Despair was a heavy blackness that let no light in or out. It was a hell beyond expression. I thank God it always passed. A school of fish appeared around the net or a knot cried out to be reknotted. Or I thought of my family, of how they ere spared this terrible agony. The blackness would stir and eventually go away, and God would remain, a shining point of light in my heart. I would go on loving.
In my late teens and into my early adulthood, I was a genuinely religious person. It’s true that I didn’t often attend religious services of any kind, nor did I openly subscribe to any one tradition or another. But I was, nonetheless, a firm believer–a devout practitioner of a faith system all my own.
Some years later I eventually arrived at a point where I said “it’s as true to say that I do not believe in God as it is to say that I believe.” From there it was a short jump to calling myself what I had obviously become: an atheist. The journey of how I got there is another story. Suffice it to say at the moment that I did in fact get there.

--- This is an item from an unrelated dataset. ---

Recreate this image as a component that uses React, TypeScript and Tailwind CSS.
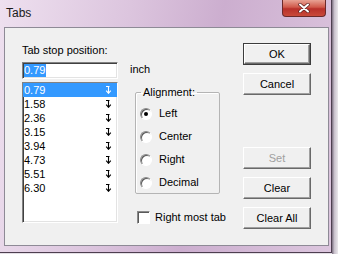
import React from 'react';

const stops = ['0.79', '1.58', '2.36', '3.15', '3.94', '4.73', '5.51', '6.30'];
const aligns = ['Left', 'Center', 'Right', 'Decimal'];

// little tab-stop marker shown at the right of each row
const TabMark = ({ light }: { light?: boolean }) => (
  <svg width="7" height="8" viewBox="0 0 7 8" className="shrink-0">
    <path
      d="M1 0.5H4.5M3.5 0.5V7.5M1.2 4.6L3.5 7.3L5.8 4.6"
      stroke={light ? '#fff' : '#000'}
      strokeWidth="1.1"
      fill="none"
    />
  </svg>
);

const Btn = ({ label, isDefault, disabled }: { label: string; isDefault?: boolean; disabled?: boolean }) => (
  <div
    className={
      isDefault
        ? 'w-[68px] h-[22px] border border-[#3c3c3c] bg-[#f0f0f0] flex'
        : 'w-[68px] h-[22px] flex'
    }
  >
    <div
      className={`flex-1 flex items-center justify-center bg-[#f0f0f0] border border-t-white border-l-white border-b-[#696969] border-r-[#696969] shadow-[inset_-1px_-1px_0_#a0a0a0] leading-[13px] ${
        disabled ? 'text-[#a0a0a0]' : 'text-black'
      }`}
    >
      {label}
    </div>
  </div>
);

const Radio = ({ checked }: { checked?: boolean }) => (
  <div className="w-[12px] h-[12px] rounded-full border border-t-[#8a8a8a] border-l-[#8a8a8a] border-b-white border-r-white bg-white flex items-center justify-center shadow-[inset_1px_1px_0_#5a5a5a]">
    {checked && <div className="w-[4px] h-[4px] rounded-full bg-black" />}
  </div>
);

export default function App() {
  return (
    <div
      className="w-[338px] h-[254px] overflow-hidden flex bg-[#e4dfe6] text-[11px] text-black"
      style={{ fontFamily: '"Liberation Sans", Arial, sans-serif' }}
    >
      {/* WINDOW */}
      <div className="w-[332px] h-[253px] shrink-0 flex flex-col border-r border-b border-[#4e3f50] bg-[linear-gradient(100deg,#eee0ef_0%,#dcc5de_35%,#ccaecf_60%,#dcc6de_100%)]">
        {/* TITLE BAR */}
        <div className="h-[27px] flex items-start justify-between">
          <span className="pl-[6px] pt-[6px] text-[12px] leading-[14px] text-[#1a1a1a]">Tabs</span>
          <div className="mr-[5px] w-[44px] h-[17px] rounded-b-[4px] border border-t-0 border-[#6b2a2a] bg-[linear-gradient(180deg,#e8a294_0%,#d0594a_45%,#b8302a_55%,#c94a3a_100%)] flex items-center justify-center">
            <svg width="12" height="10" viewBox="0 0 12 10">
              <path d="M2 1.5L10 8.5M10 1.5L2 8.5" stroke="#5a2020" strokeWidth="3.4" strokeLinecap="round" />
              <path d="M2 1.5L10 8.5M10 1.5L2 8.5" stroke="#fff" strokeWidth="2" strokeLinecap="round" />
            </svg>
          </div>
        </div>

        {/* CLIENT AREA */}
        <div className="ml-[4px] w-[325px] h-[219px] border border-[#8e8a96] bg-[#f0f0f0] flex items-start pt-[15px]">
          {/* LEFT */}
          <div className="ml-[17px] w-[96px] pt-[1px] flex flex-col">
            <span className="leading-[13px]">Tab stop position:</span>
            <div className="mt-[5px] h-[17px] bg-white border border-t-[#828282] border-l-[#828282] border-b-white border-r-white shadow-[inset_1px_1px_0_#404040,inset_-1px_-1px_0_#e3e3e3] flex items-center pl-[1px]">
              <span className="bg-[#3399ff] text-white leading-[13px] pr-[1px]">0.79</span>
            </div>
            <div className="mt-[3px] h-[141px] bg-white border border-t-[#828282] border-l-[#828282] border-b-white border-r-white shadow-[inset_1px_1px_0_#404040,inset_-1px_-1px_0_#e3e3e3] flex flex-col">
              {stops.map((s, i) => (
                <div
                  key={s}
                  className={`h-[14px] flex items-center pl-[1px] ${i === 0 ? 'bg-[#3399ff] text-white' : ''}`}
                >
                  <span className="w-[81px] leading-[13px]">{s}</span>
                  <TabMark light={i === 0} />
                </div>
              ))}
            </div>
          </div>

          {/* MIDDLE */}
          <div className="ml-[12px] w-[90px] pt-[1px] flex flex-col">
            <span className="mt-[19px] leading-[13px]">inch</span>
            <fieldset className="mt-[10px] ml-[5px] w-[85px] h-[108px] border border-[#b4b4b4] rounded-[2px] shadow-[inset_1px_1px_0_#fff]">
              <legend className="ml-[5px] px-[2px] leading-[13px]">Alignment:</legend>
              <div className="mt-[3px] flex flex-col">
                {aligns.map((a, i) => (
                  <div key={a} className="h-[23px] flex items-center pl-[4px]">
                    <Radio checked={i === 0} />
                    <span className="ml-[7px] leading-[13px]">{a}</span>
                  </div>
                ))}
              </div>
            </fieldset>
            <div className="mt-[17px] ml-[7px] h-[13px] flex items-center whitespace-nowrap">
              <div className="w-[13px] h-[13px] shrink-0 bg-white border border-t-[#8a8a8a] border-l-[#8a8a8a] border-b-white border-r-white shadow-[inset_1px_1px_0_#5a5a5a]" />
              <span className="ml-[5px] leading-[13px]">Right most tab</span>
            </div>
          </div>

          {/* RIGHT BUTTONS */}
          <div className="ml-[23px] flex flex-col">
            <Btn label="OK" isDefault />
            <div className="mt-[8px]">
              <Btn label="Cancel" />
            </div>
            <div className="mt-[52px]">
              <Btn label="Set" disabled />
            </div>
            <div className="mt-[8px]">
              <Btn label="Clear" />
            </div>
            <div className="mt-[8px]">
              <Btn label="Clear All" />
            </div>
          </div>
        </div>
      </div>

      {/* BEHIND THE WINDOW */}
      <div className="flex-1 bg-[linear-gradient(90deg,#7b6f80_0%,#c9c1cc_40%,#ebe8ec_100%)]" />
    </div>
  );
}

I think it is this personal history which allows me, a nonbeliever, to enjoy Pi Patel’s “better story” more than some of my commenters did. I think the better story–the religious view of things–has value, beauty and sometimes even powerful moral import. This should be no surprise. I spent many an hour in prayer, many moments in my day-to-day life finding god in all things, and many a year in college studying those better stories. I immersed myself in them, milked them for all they were worth–and they were worth a lot.
Still, the chief difference between Pi and myself is that I don’t think his “better story” is interchangeable with the empirical facts. Finding value in a story isn’t the same thing as the story being real, or interchangeable with what is real.
Pi’s story is remarkable and worthwhile. He is wrong, however, in asserting that it’s exchangeable with the evidence-based truth.